The ADA is designed to protect the rights of disabled people, prevent discrimination, and promote inclusivity — and it doesn’t distinguish between online and offline retailers. Whether you’re selling in the mall or a virtual store doesn’t matter. There must be fairness in all places “of public accommodation,” as the ADA states.

Companies neglecting their ADA obligations are risking running into lawsuits. There’s been a 320 percent increase in legal proceedings concerning website inaccessibility since 2014. Not only do these cases prove expensive for defendants, but they also bear significant reputational risks. 

How to Stay ADA Compliant

Fortunately, ensuring ADA compliance is relatively straightforward. Online retailers can turn to the Web Content Accessibility Guidelines (WCAG) — a set of industry standards for online accessibility — to guide their compliance efforts.

According to the WCAG, digital stores should be: 

  • perceivable (every piece of content can be perceived in more than one way); 
  • operable (every feature can be operated in more than one way); 
  • understandable (everything can be easily understood); 
  • and robust (online accessibility functions won’t easily break).

For example, eCommerce shops should ensure that buyers who struggle to use a mouse can navigate through a site using keyboards. In addition to site navigation, images and graphics should be easily accessible. It requires digital stores to add captions to images describing their content, called alt-text. 

The Case for Compliance

Building accessible, ADA-compliant sites requires time, resources, and attention to detail. But staying compliant pays off by eliminating the risk of penalties and enabling eCommerce shops to reach a broader audience and grow revenues.

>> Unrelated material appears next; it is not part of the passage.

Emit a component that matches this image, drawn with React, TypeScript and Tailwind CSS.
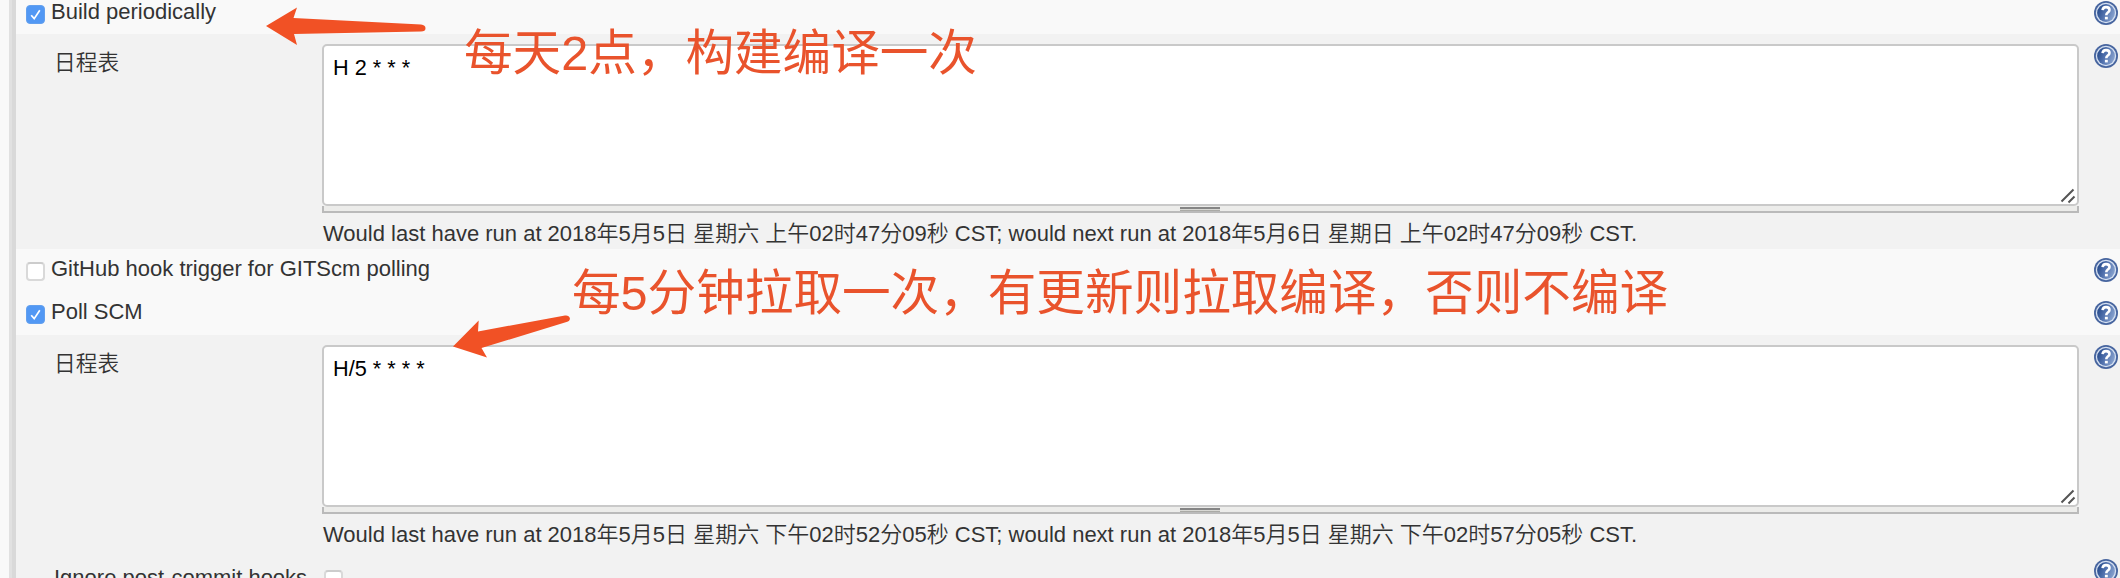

More than sixty million Americans live with a disability. That’s almost one-fifth of the US population. If digital stores don’t comply with ADA and WCAG requirements, they risk missing out on this group’s massive purchasing power, estimated at nearly $500 billion.

Open to Everybody

Increased sales, happier customers, and a reputation of inclusivity are just some of the benefits online businesses can gain by making their stores more accessible. These advantages make it clear: inclusivity in eCommerce is the right thing to do, and it’s also a wise business decision.